We also navigated some major obstacles, most notably an entire herd of toy horses that couldn’t be disturbed and a trio of lifesize Beanie Boos in hospital beds.
So, fortunately, when we realised we’d forgotten her book, the numbers themselves were etched into my brain.
The parking ticket was the only piece of paper I could find ,but at least we found a pen before we wrote out the whole thing in lipstick.
However, while there are some summer camps on the horizon, next week we’re hanging out at home.
First up, we’re building an adventure playground for the bunnies.
We brought them home as babies this time last year and gave them a chicken coop to hang out in.
I felt like they needed lots of space in Bermuda’s heat. It’s a duplex, no less, and they like to bomb up and down the ramp before lying either side of a frozen water bottle.
Honestly, they practically have the sheets turned down for them and chocolates left on their pillows.
Nevertheless, the coop is getting a little small.

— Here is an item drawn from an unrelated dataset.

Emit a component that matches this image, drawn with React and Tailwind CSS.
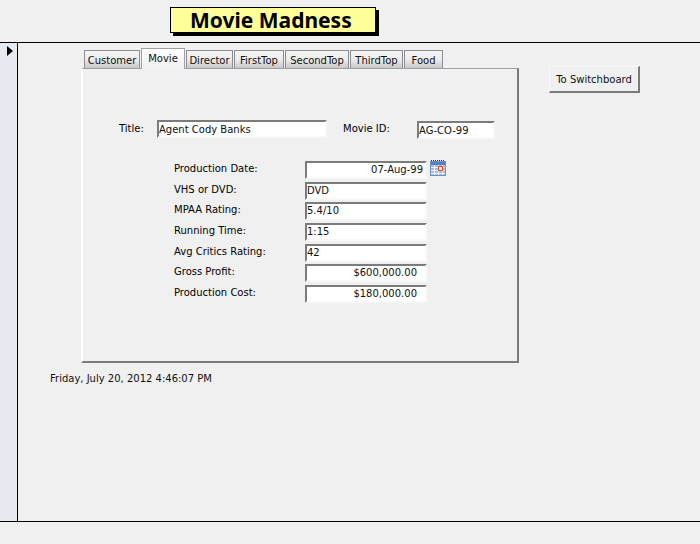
import React from 'react';

const TABS = [
  { label: 'Customer', width: 'w-[56px]' },
  { label: 'Movie', width: 'w-[44px]', active: true },
  { label: 'Director', width: 'w-[47px]' },
  { label: 'FirstTop', width: 'w-[50px]' },
  { label: 'SecondTop', width: 'w-[64px]' },
  { label: 'ThirdTop', width: 'w-[53px]' },
  { label: 'Food', width: 'w-[39px]' },
];

const ROWS = [
  { label: 'Production Date:', value: '07-Aug-99', align: 'text-right pr-[2px]', calendar: true },
  { label: 'VHS or DVD:', value: 'DVD' },
  { label: 'MPAA Rating:', value: '5.4/10' },
  { label: 'Running Time:', value: '1:15' },
  { label: 'Avg Critics Rating:', value: '42' },
  { label: 'Gross Profit:', value: '$600,000.00', align: 'text-right pr-[8px]' },
  { label: 'Production Cost:', value: '$180,000.00', align: 'text-right pr-[8px]' },
];

function Field({ value, className = '', align = '', leading = 'leading-[14px]' }) {
  return (
    <div className={`h-[18px] bg-white border-t-2 border-l-2 border-t-[#7b7b7b] border-l-[#7b7b7b] border-r-2 border-b-2 border-r-[#f8f8f8] border-b-[#f8f8f8] whitespace-nowrap ${leading} ${align} ${className}`}>
      {value}
    </div>
  );
}

function CalendarIcon() {
  return (
    <svg width="16" height="16" viewBox="0 0 16 16" className="ml-[3px] -mt-[1px] shrink-0">
      <rect x="0.5" y="1.5" width="15" height="14" fill="#a3bde6" stroke="#6f8fc4" />
      <rect x="1" y="2" width="14" height="3" fill="#4f7fd0" />
      <path d="M1 .5h1M3 .5h1M5 .5h1M7 .5h1M9 .5h1M11 .5h1M13 .5h1" stroke="#333" />
      <path d="M1 7.5h14M1 10.5h14M1 13.5h14M4.5 5v10M8.5 5v10M12.5 5v10" stroke="#eef3fb" />
      <rect x="8.5" y="6.5" width="4" height="4" fill="#f4f7fc" stroke="#e8502a" />
    </svg>
  );
}

export default function App() {
  return (
    <div className="w-[700px] h-[544px] overflow-hidden bg-[#f0f0f0] text-[10px] text-[#101010] font-['DejaVu_Sans',sans-serif] flex flex-col">
      {/* Form header */}
      <div className="h-[43px] shrink-0 border-b border-black pt-[7px] pl-[170px]">
        <div className="w-[206px] h-[26px] bg-[#ffff99] border border-black shadow-[3px_3px_0_#000] pl-[19px] font-['Noto_Sans',sans-serif] font-bold text-[21px] leading-[25px] text-black whitespace-nowrap">
          Movie Madness
        </div>
      </div>

      {/* Detail section */}
      <div className="h-[479px] shrink-0 flex border-b border-black">
        <div className="w-[18px] shrink-0 bg-[#e6eaf0] border-r border-black pt-[3px] pl-[7px]">
          <div className="w-0 h-0 border-y-[5px] border-y-transparent border-l-[6px] border-l-black" />
        </div>

        <div className="flex-1 min-w-0 pt-[5px]">
          <div className="flex items-start">
            <div className="w-[438px] ml-[63px] shrink-0">
              {/* Tab strip */}
              <div className="h-[20px] flex items-end gap-[1px] pl-[3px]">
                {TABS.map((tab) =>
                  tab.active ? (
                    <div key={tab.label} className={`${tab.width} h-[21px] relative z-10 -mb-[1px] border border-b-0 border-[#a0a0a8] bg-gradient-to-b from-white to-[#f0f0f0] text-center leading-[19px]`}>
                      {tab.label}
                    </div>
                  ) : (
                    <div key={tab.label} className={`${tab.width} h-[18px] border border-b-0 border-[#8c8c94] bg-gradient-to-b from-[#f4f4f4] via-[#ececec] to-[#c8c8c8] text-center leading-[19px]`}>
                      {tab.label}
                    </div>
                  )
                )}
              </div>

              {/* Tab page */}
              <div className="h-[295px] border-t border-t-[#a0a0a8] border-l-2 border-l-white border-r-2 border-r-[#7b7b7b] border-b-2 border-b-[#7b7b7b] pt-[51px]">
                <div className="flex items-start">
                  <div className="w-[38px] ml-[36px] leading-[17px] shrink-0 text-black">Title:</div>
                  <Field value="Agent Cody Banks" className="w-[170px]" leading="leading-[16px]" />
                  <div className="ml-[16px] w-[74px] shrink-0 leading-[17px] text-black">Movie ID:</div>
                  <Field value="AG-CO-99" className="w-[78px] mt-[1px]" leading="leading-[16px]" />
                </div>

                <div className="mt-[22px] ml-[91px] grid grid-cols-[131px_auto] grid-rows-[21px_20px_21px_21px_20px_21px_18px]">
                  {ROWS.map((row) => (
                    <React.Fragment key={row.label}>
                      <div className="leading-[15px] whitespace-nowrap text-black">{row.label}</div>
                      <div className="flex items-start">
                        <Field value={row.value} align={row.align} className="w-[122px]" />
                        {row.calendar && <CalendarIcon />}
                      </div>
                    </React.Fragment>
                  ))}
                </div>
              </div>
            </div>

            <button className="ml-[30px] mt-[18px] pt-[2px] w-[91px] h-[27px] bg-[#f0f0f0] border border-[#f8f8f8] border-r-2 border-b-2 border-r-[#7b7b7b] border-b-[#7b7b7b] text-center leading-[14px]">
              To Switchboard
            </button>
          </div>

          <div className="ml-[32px] mt-[7px] leading-[17px]">Friday, July 20, 2012 4:46:07 PM</div>
        </div>
      </div>
    </div>
  );
}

It turns out we accidentally bought giant bunnies and they are now bigger than the cats.
So, we thought we’d fence off part of the garden so they can have more room to run around when the children are out there with them.
Chloe’s hoping to train them to be agility bunnies. I pointed out that there was no such thing as Crufts for bunnies, but it turns out I’m wrong. Damn you, YouTube. Apparently, agility bunnies are a thing.
Also the girls will be helping me test out some modules for our new Nutrifit programme, this one designed exclusively for teens.
I’ve had so many parents go through the programme and then ask me if there’s something they can send their children to for the same education.
It’s so much easier if everyone in the family is on the same page.
Anyone that’s done Nutrifit can pass the lessons on to their children themselves, of course, but given that listening to your parents isn’t always the done thing, parents have been asking if we can lend a hand.
So, I’ve spent ages taking the main content and tweaking it so that it’s in a relatable teen format. If you’re curious to see what we’re up to, then have a look at www.natural.bm.
I’ve got the syllabus and date details right there on the What’s On page, as well as coverage details.
Just as with adults, optimum nutrition makes a major difference to how teens think, perform and feel, so I’m really excited to get started.
By request, we’ve cornered off one set of dates for 9 to 12-year-olds too. So, send me your teens and “tweens” … when it comes to healthy living, it’s never too early to get your children started!
Before I go, if you have a teen that’s into cooking, but needs some healthy, simple recipes to follow, then try giving them this one below.
It’s simple, quick, easy and, most importantly, it’s really tasty too.
Healthy Chicken Fried Rice (serves 4)
1 cup brown rice
1 cup green peas
1 tbs light olive oil
1 onion, chopped
2 cloves garlic
4 cooked chicken breasts (organic) or equivalent leftover roast chicken
1½ tbs sesame seeds
Low sodium soy sauce or tamari to taste
Salt and pepper to taste
1 tomato, chopped
Parsley to serve
Cook brown rice and peas (or use leftovers) and set to one side.
Gently heat 1 tbs light olive oil in a large non-stick shallow pan with 1 tbs water.
Soften onions and garlic in the oil over a medium heat.
Add diced chicken breast and heat through.
Then, add the brown rice and peas and toss well.
Season with tamari soy sauce (to taste), sesame seeds and black pepper.
Serve with a wedge of lemon, diced tomato and some fresh parsley.